▶ GIVEN EXERCISE:
Locate the line bearing "Output the component" in the material below, then reproduce it and each following line up to and including the line bearing "mt-[3px] h-[2px] w-[611px]".

-- begin INPUT DATA --

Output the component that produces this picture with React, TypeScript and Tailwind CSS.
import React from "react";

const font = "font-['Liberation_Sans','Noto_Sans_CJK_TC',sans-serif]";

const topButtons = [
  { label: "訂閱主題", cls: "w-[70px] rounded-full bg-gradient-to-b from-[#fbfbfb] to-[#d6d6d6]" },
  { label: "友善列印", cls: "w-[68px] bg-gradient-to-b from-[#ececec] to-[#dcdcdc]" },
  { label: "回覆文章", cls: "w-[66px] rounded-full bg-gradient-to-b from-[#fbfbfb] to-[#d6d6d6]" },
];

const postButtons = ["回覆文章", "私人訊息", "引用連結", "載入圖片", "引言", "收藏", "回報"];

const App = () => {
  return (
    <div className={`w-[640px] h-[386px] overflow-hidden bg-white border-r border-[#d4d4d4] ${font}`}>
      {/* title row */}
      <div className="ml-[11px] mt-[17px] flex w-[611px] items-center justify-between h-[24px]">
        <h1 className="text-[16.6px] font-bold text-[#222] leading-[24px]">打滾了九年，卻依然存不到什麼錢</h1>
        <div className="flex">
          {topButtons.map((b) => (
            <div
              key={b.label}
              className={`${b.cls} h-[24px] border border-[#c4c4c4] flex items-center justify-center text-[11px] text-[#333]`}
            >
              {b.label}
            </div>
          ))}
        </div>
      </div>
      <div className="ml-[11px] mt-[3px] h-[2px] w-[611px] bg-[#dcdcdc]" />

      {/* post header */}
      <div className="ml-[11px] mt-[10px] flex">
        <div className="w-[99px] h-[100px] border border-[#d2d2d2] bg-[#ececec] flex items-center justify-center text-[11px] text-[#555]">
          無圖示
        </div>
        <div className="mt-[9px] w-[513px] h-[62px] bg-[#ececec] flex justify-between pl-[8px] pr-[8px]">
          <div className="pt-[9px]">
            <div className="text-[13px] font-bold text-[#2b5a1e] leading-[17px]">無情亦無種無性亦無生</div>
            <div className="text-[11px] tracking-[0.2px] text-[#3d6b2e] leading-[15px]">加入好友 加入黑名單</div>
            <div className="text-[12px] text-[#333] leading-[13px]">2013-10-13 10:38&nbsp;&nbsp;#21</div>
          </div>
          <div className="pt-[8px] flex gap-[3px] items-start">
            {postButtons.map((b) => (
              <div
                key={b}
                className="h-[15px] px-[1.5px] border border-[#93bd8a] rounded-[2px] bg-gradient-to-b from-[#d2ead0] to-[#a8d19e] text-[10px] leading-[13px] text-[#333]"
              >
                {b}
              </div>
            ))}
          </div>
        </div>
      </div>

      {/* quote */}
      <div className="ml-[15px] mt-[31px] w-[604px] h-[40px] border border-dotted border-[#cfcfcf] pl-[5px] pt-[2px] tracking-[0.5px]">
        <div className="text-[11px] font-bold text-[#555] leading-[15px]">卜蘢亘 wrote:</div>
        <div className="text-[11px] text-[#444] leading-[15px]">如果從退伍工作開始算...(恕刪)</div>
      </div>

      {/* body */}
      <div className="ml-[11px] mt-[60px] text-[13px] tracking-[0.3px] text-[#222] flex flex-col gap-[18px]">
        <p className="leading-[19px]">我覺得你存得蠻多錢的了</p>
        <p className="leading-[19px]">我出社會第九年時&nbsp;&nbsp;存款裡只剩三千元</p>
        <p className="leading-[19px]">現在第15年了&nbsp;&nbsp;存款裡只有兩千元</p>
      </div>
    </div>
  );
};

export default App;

-- end INPUT DATA --
-- begin INPUT DATA --

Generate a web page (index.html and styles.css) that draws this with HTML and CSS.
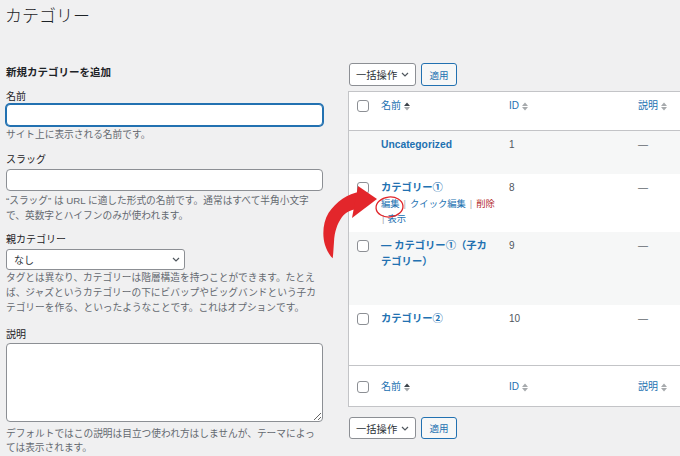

-- end INPUT DATA --
-- begin INPUT DATA --

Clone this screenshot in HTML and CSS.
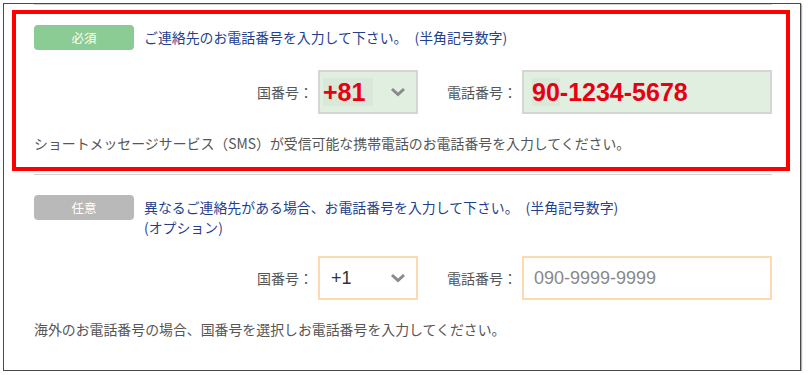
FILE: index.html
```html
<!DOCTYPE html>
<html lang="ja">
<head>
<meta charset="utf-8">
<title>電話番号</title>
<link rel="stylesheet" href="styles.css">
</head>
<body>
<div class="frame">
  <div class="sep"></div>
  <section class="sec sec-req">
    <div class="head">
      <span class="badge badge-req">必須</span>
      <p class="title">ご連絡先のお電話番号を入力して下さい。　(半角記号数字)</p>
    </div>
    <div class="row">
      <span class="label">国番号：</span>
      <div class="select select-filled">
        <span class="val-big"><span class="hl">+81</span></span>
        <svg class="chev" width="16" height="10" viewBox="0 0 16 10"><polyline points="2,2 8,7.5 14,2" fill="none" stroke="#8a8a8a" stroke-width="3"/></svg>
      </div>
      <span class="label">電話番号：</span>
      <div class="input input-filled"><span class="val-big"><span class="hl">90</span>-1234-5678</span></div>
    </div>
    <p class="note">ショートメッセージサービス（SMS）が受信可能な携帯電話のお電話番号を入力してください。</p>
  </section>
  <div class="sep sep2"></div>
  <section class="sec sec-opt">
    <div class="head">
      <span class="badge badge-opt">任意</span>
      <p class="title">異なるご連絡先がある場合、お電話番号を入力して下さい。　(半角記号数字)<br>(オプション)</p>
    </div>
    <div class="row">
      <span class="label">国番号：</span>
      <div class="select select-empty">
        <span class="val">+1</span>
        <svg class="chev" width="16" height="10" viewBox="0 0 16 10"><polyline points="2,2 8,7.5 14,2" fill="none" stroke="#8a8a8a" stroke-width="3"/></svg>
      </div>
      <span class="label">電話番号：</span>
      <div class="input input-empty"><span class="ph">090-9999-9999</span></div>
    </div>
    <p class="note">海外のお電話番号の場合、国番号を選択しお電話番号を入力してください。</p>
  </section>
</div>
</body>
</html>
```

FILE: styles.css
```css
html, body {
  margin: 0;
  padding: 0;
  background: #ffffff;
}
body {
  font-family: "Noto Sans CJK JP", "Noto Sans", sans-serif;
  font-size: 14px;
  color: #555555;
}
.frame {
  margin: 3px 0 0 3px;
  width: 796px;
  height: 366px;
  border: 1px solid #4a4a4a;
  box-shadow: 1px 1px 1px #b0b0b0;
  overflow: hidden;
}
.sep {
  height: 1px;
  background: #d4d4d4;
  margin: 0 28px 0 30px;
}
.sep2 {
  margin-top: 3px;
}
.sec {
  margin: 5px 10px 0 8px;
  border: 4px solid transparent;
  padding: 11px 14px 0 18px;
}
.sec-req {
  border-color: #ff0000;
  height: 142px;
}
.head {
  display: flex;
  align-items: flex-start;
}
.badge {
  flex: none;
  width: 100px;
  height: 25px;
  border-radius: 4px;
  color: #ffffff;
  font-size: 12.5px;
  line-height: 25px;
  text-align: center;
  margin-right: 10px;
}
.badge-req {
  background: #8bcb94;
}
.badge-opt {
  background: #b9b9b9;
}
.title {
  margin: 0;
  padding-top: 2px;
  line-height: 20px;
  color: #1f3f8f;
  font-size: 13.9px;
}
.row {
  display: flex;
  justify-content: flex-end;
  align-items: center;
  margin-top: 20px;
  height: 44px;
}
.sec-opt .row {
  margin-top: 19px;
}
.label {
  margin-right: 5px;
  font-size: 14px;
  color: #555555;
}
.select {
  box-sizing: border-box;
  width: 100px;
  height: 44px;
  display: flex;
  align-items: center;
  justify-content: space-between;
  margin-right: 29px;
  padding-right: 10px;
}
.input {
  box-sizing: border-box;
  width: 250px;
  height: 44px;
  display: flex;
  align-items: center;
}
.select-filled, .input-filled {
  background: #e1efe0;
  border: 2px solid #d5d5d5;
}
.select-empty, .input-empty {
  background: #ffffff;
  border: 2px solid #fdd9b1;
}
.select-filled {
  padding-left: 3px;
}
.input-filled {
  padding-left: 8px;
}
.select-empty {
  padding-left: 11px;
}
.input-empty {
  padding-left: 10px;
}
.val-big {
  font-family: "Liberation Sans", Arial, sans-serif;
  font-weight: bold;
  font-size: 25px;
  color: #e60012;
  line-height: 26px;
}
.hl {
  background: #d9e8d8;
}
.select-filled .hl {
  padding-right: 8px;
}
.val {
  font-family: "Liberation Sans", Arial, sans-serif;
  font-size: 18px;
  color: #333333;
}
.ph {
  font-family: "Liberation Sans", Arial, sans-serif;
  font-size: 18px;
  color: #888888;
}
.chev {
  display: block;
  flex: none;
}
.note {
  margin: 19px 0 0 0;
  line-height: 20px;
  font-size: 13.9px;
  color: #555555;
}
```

-- end INPUT DATA --

▶ CORRECT ANSWER:
Output the component that produces this picture with React, TypeScript and Tailwind CSS.
import React from "react";

const font = "font-['Liberation_Sans','Noto_Sans_CJK_TC',sans-serif]";

const topButtons = [
  { label: "訂閱主題", cls: "w-[70px] rounded-full bg-gradient-to-b from-[#fbfbfb] to-[#d6d6d6]" },
  { label: "友善列印", cls: "w-[68px] bg-gradient-to-b from-[#ececec] to-[#dcdcdc]" },
  { label: "回覆文章", cls: "w-[66px] rounded-full bg-gradient-to-b from-[#fbfbfb] to-[#d6d6d6]" },
];

const postButtons = ["回覆文章", "私人訊息", "引用連結", "載入圖片", "引言", "收藏", "回報"];

const App = () => {
  return (
    <div className={`w-[640px] h-[386px] overflow-hidden bg-white border-r border-[#d4d4d4] ${font}`}>
      {/* title row */}
      <div className="ml-[11px] mt-[17px] flex w-[611px] items-center justify-between h-[24px]">
        <h1 className="text-[16.6px] font-bold text-[#222] leading-[24px]">打滾了九年，卻依然存不到什麼錢</h1>
        <div className="flex">
          {topButtons.map((b) => (
            <div
              key={b.label}
              className={`${b.cls} h-[24px] border border-[#c4c4c4] flex items-center justify-center text-[11px] text-[#333]`}
            >
              {b.label}
            </div>
          ))}
        </div>
      </div>
      <div className="ml-[11px] mt-[3px] h-[2px] w-[611px] bg-[#dcdcdc]" />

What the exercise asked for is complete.